Since its first version on january 2008, PEGASE has been used in various configurations where its properties fitted specific needs. Since a third-party partner (A3IP company) has been licensed by LCPC, PEGASE has been sold in hundreds of specimens and implemented in various configurations. This dissemination proved the capacity of wireless systems to really answer a large spectrum of applications. Developments in progress have the goal to increase this panoply. Even if uClinux and WiFi integration could be considered as heavy, the result is a great ability for developers or customers to achieve their own applications. The genericity of C language and the worldwide IP protocol make them ubiquitous.
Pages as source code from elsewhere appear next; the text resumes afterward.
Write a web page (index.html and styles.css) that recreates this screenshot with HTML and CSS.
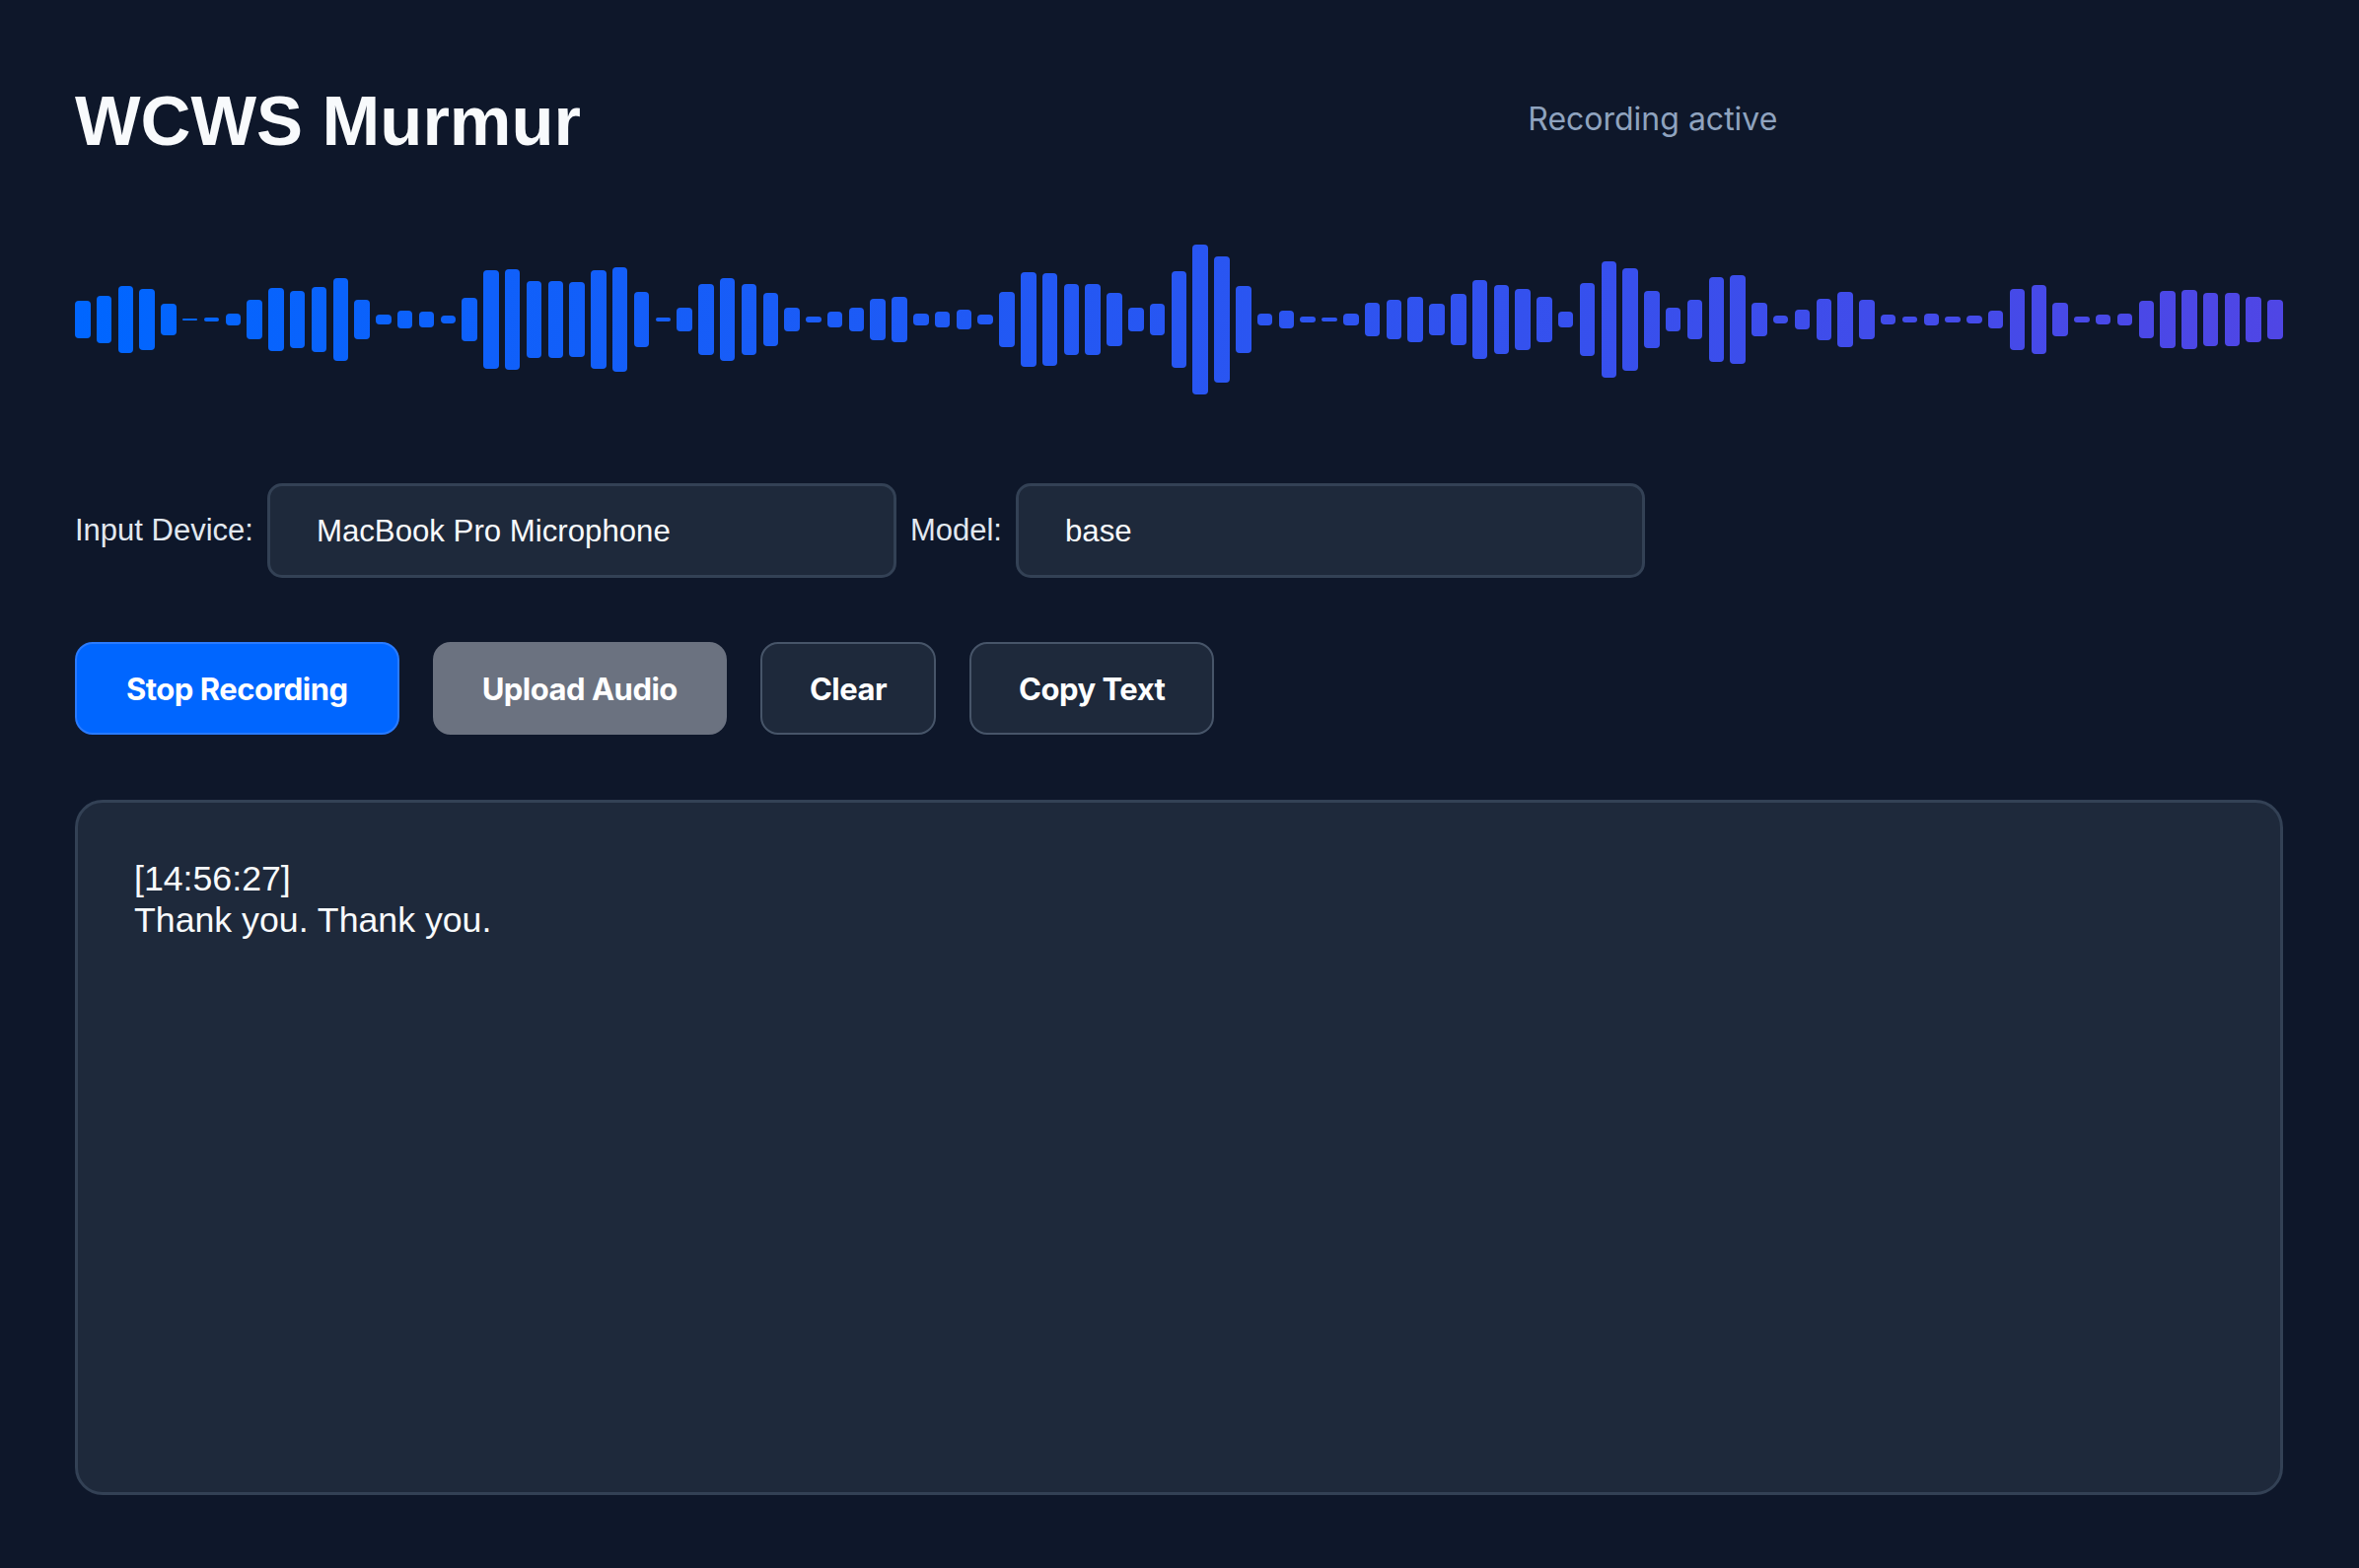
FILE: index.html
```html
<!DOCTYPE html>
<html lang="en">
<head>
<meta charset="utf-8">
<title>WCWS Murmur</title>
<link rel="stylesheet" href="styles.css">
</head>
<body>
<div class="app">
  <header class="header">
    <h1 class="title">WCWS Murmur</h1>
    <div class="status">Recording active</div>
  </header>

  <div class="wave">
    <span class="bar" style="height:37.7px"></span>
    <span class="bar" style="height:47.7px"></span>
    <span class="bar" style="height:67.7px"></span>
    <span class="bar" style="height:61.7px"></span>
    <span class="bar" style="height:31.7px"></span>
    <span class="bar" style="height:2px"></span>
    <span class="bar" style="height:3.7px"></span>
    <span class="bar" style="height:11.7px"></span>
    <span class="bar" style="height:39.7px"></span>
    <span class="bar" style="height:63.7px"></span>
    <span class="bar" style="height:57.7px"></span>
    <span class="bar" style="height:65.7px"></span>
    <span class="bar" style="height:83.7px"></span>
    <span class="bar" style="height:39.7px"></span>
    <span class="bar" style="height:9.7px"></span>
    <span class="bar" style="height:17.7px"></span>
    <span class="bar" style="height:15.7px"></span>
    <span class="bar" style="height:7.7px"></span>
    <span class="bar" style="height:43.7px"></span>
    <span class="bar" style="height:99.7px"></span>
    <span class="bar" style="height:101.7px"></span>
    <span class="bar" style="height:77.7px"></span>
    <span class="bar" style="height:77.7px"></span>
    <span class="bar" style="height:75.7px"></span>
    <span class="bar" style="height:99.7px"></span>
    <span class="bar" style="height:105.7px"></span>
    <span class="bar" style="height:55.7px"></span>
    <span class="bar" style="height:3.7px"></span>
    <span class="bar" style="height:23.7px"></span>
    <span class="bar" style="height:71.7px"></span>
    <span class="bar" style="height:83.7px"></span>
    <span class="bar" style="height:71.7px"></span>
    <span class="bar" style="height:53.7px"></span>
    <span class="bar" style="height:23.7px"></span>
    <span class="bar" style="height:5.7px"></span>
    <span class="bar" style="height:15.7px"></span>
    <span class="bar" style="height:23.7px"></span>
    <span class="bar" style="height:41.7px"></span>
    <span class="bar" style="height:45.7px"></span>
    <span class="bar" style="height:11.7px"></span>
    <span class="bar" style="height:15.7px"></span>
    <span class="bar" style="height:19.7px"></span>
    <span class="bar" style="height:9.7px"></span>
    <span class="bar" style="height:55.7px"></span>
    <span class="bar" style="height:95.7px"></span>
    <span class="bar" style="height:93.7px"></span>
    <span class="bar" style="height:71.7px"></span>
    <span class="bar" style="height:71.7px"></span>
    <span class="bar" style="height:53.7px"></span>
    <span class="bar" style="height:23.7px"></span>
    <span class="bar" style="height:31.7px"></span>
    <span class="bar" style="height:97.7px"></span>
    <span class="bar" style="height:151.7px"></span>
    <span class="bar" style="height:127.7px"></span>
    <span class="bar" style="height:67.7px"></span>
    <span class="bar" style="height:11.7px"></span>
    <span class="bar" style="height:17.7px"></span>
    <span class="bar" style="height:5.7px"></span>
    <span class="bar" style="height:3.7px"></span>
    <span class="bar" style="height:11.7px"></span>
    <span class="bar" style="height:33.7px"></span>
    <span class="bar" style="height:39.7px"></span>
    <span class="bar" style="height:45.7px"></span>
    <span class="bar" style="height:31.7px"></span>
    <span class="bar" style="height:51.7px"></span>
    <span class="bar" style="height:79.7px"></span>
    <span class="bar" style="height:69.7px"></span>
    <span class="bar" style="height:61.7px"></span>
    <span class="bar" style="height:45.7px"></span>
    <span class="bar" style="height:15.7px"></span>
    <span class="bar" style="height:73.7px"></span>
    <span class="bar" style="height:117.7px"></span>
    <span class="bar" style="height:103.7px"></span>
    <span class="bar" style="height:57.7px"></span>
    <span class="bar" style="height:23.7px"></span>
    <span class="bar" style="height:39.7px"></span>
    <span class="bar" style="height:85.7px"></span>
    <span class="bar" style="height:89.7px"></span>
    <span class="bar" style="height:33.7px"></span>
    <span class="bar" style="height:7.7px"></span>
    <span class="bar" style="height:19.7px"></span>
    <span class="bar" style="height:41.7px"></span>
    <span class="bar" style="height:55.7px"></span>
    <span class="bar" style="height:39.7px"></span>
    <span class="bar" style="height:9.7px"></span>
    <span class="bar" style="height:5.7px"></span>
    <span class="bar" style="height:11.7px"></span>
    <span class="bar" style="height:5.7px"></span>
    <span class="bar" style="height:7.7px"></span>
    <span class="bar" style="height:17.7px"></span>
    <span class="bar" style="height:61.7px"></span>
    <span class="bar" style="height:69.7px"></span>
    <span class="bar" style="height:33.7px"></span>
    <span class="bar" style="height:5.7px"></span>
    <span class="bar" style="height:9.7px"></span>
    <span class="bar" style="height:11.7px"></span>
    <span class="bar" style="height:37.7px"></span>
    <span class="bar" style="height:57.7px"></span>
    <span class="bar" style="height:59.7px"></span>
    <span class="bar" style="height:53.7px"></span>
    <span class="bar" style="height:53.7px"></span>
    <span class="bar" style="height:45.7px"></span>
    <span class="bar" style="height:39.7px"></span>
  </div>

  <div class="controls">
    <label class="label" for="device">Input Device:</label>
    <select id="device" class="select"><option>MacBook Pro Microphone</option></select>
    <label class="label" for="model">Model:</label>
    <select id="model" class="select"><option>base</option></select>
  </div>

  <div class="buttons">
    <button class="btn btn-primary">Stop Recording</button>
    <button class="btn btn-secondary">Upload Audio</button>
    <button class="btn btn-outline">Clear</button>
    <button class="btn btn-outline">Copy Text</button>
  </div>

  <div class="transcript">
    <div class="entry">
      <div class="time">[14:56:27]</div>
      <div class="text">Thank you. Thank you.</div>
    </div>
  </div>
</div>
</body>
</html>
```

FILE: styles.css
```css
* {
  box-sizing: border-box;
}

html, body {
  margin: 0;
  padding: 0;
  background: #0e172a;
}

body {
  font-family: "Liberation Sans", Arial, sans-serif;
  color: #f1f5f9;
}

.app {
  padding: 81px 77px 0 76px;
  height: 1590px;
}

/* Header */
.header {
  display: flex;
  align-items: flex-start;
  height: 84px;
}

.title {
  flex: 0 0 65.8%;
  margin: 0;
  font-family: "Liberation Sans", Arial, sans-serif;
  font-weight: 700;
  font-size: 70.5px;
  line-height: 84px;
  color: #f8fafc;
}

.status {
  margin-top: 20px;
  font-family: Inter, "Noto Sans", sans-serif;
  font-size: 32px;
  line-height: 40px;
  color: #8fa3bf;
}

/* Waveform */
.wave {
  margin-top: 79px;
  height: 160px;
  display: flex;
  align-items: center;
  justify-content: space-between;
}

.bar {
  display: block;
  width: 15.5px;
  min-height: 2px;
  border-radius: 4px;
  background: linear-gradient(to right, #0066ff 76px, #4f46e5 2313px) fixed;
}

/* Selects */
.controls {
  margin-top: 86px;
  display: flex;
  align-items: center;
  gap: 14px;
}

.label {
  font-size: 31px;
  color: #e2e8f0;
}

.select {
  appearance: none;
  -webkit-appearance: none;
  width: 638px;
  height: 96px;
  padding: 0 47px;
  border: 3px solid #334155;
  border-radius: 15px;
  background: #1e293b;
  color: #f8fafc;
  font-family: "Liberation Sans", Arial, sans-serif;
  font-size: 31.2px;
  outline: none;
}

/* Buttons */
.buttons {
  margin-top: 65px;
  display: flex;
  gap: 34px;
}

.btn {
  height: 94px;
  padding: 0 48px;
  border: 2px solid transparent;
  border-radius: 18px;
  font-family: Inter, "Noto Sans", sans-serif;
  font-weight: 700;
  font-size: 31px;
  letter-spacing: -0.5px;
  color: #ffffff;
  cursor: pointer;
}

.btn-primary {
  padding: 0 50px;
  background: #0066ff;
  border-color: #2a7bff;
}

.btn-secondary {
  background: #6b7280;
  border-color: #6b7280;
}

.btn-outline {
  background: #1e293b;
  border-color: #475569;
}

/* Transcript */
.transcript {
  margin-top: 66px;
  height: 705px;
  padding: 56px 57px;
  border: 3px solid #334155;
  border-radius: 28px;
  background: #1e293b;
  font-size: 35.7px;
  line-height: 42px;
  color: #f8fafc;
}
```
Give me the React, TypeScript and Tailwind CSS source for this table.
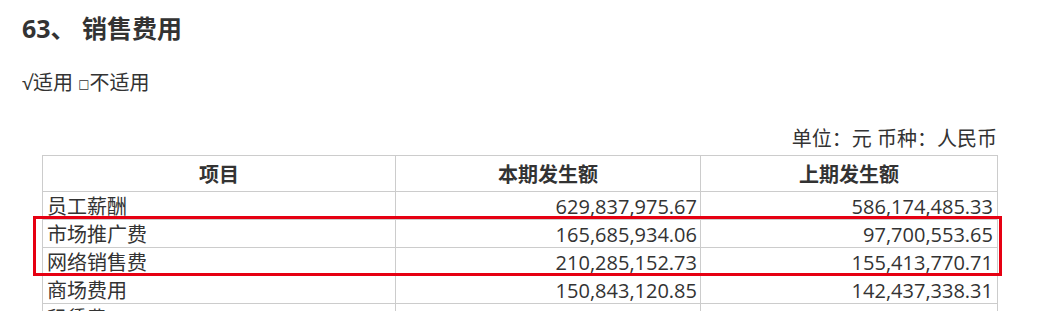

A quite expert job has been leaded to develop specific embedded drivers under uClinux OS in order to get specific behaviors for time synchronization, quartz drift auto-training and correction. This specific and dynamic correction takes temperature effects into account and the result is an absolute time synchronisation better that 4 μS. Even if technologies evolve (components, processor, batteries...), generic principle could be extracted independently from technological choices. Those main principles are: daughter/mother boards, Linux integration, a ready to use c-object library, a boost circuit linked to a MPPT algorithm, GPS synchronization and quartz correction. Most of the improvements can be reused and applied to other wireless platforms even using drastically different electronic implementations.

m Porting of subspace modal analysis algorithms is currently under way on the PEGASE platform.